For those considering the GDAC, “Take it!” he advises. “There are so many avenues within the work that you’ll gravitate towards some branch in the discipline. Don’t expect to come out an expert, but to be set on a path of a more thoughtful and hopefully, more generous designer.”
About the Graduate Diploma in Architectural Conservation (GDAC)
The program is taught by a multidisciplinary team of experts. The partnership between the Azrieli School of Architecture & Urbanism, and the School of Indigenous and Canadian Studies, allows students to gain perspectives in conservation from both a theoretical and technical framework. Students become well-versed in the global discourse of heritage conservation while developing the skills to assess and document heritage sites.
Canada has close to 25,000 properties designated as sites of architectural heritage. In addition, over 200,000 sites are listed in heritage inventories, with an average of 2,000 properties being added each year. There is a growing demand for qualified specialists to shepherd these valuable cultural resources.

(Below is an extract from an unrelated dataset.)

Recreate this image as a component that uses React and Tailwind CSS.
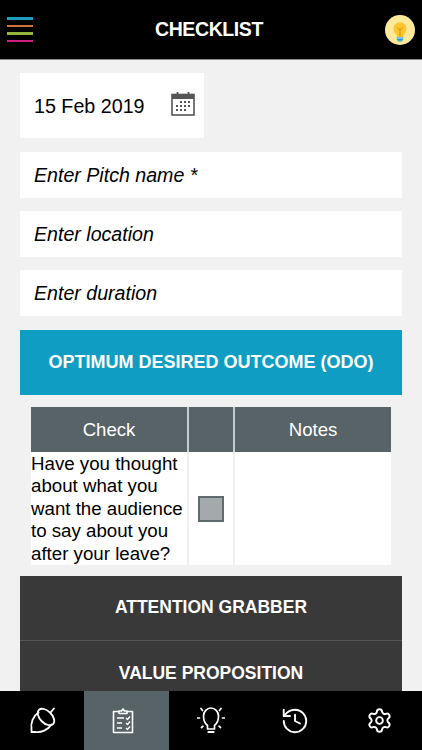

The program consists of four credits dealing specifically with the theory and practice of architectural and heritage conservation, including in these areas:
- Challenges in adaptive reuse
- Advanced digital technology and condition assessment
- Evaluation of heritage properties
- Tangible and intangible heritage
- Indigenous rights and heritage
- Historic urban landscape conservation
- Heritage conservation and sustainability
- Repairing historical structures
Diploma students will have access to resources such as the NSERC CREATE Heritage Engineering Annual Forum and workshops and participate in relevant projects at the Carleton Immersive Media Studio (CIMS).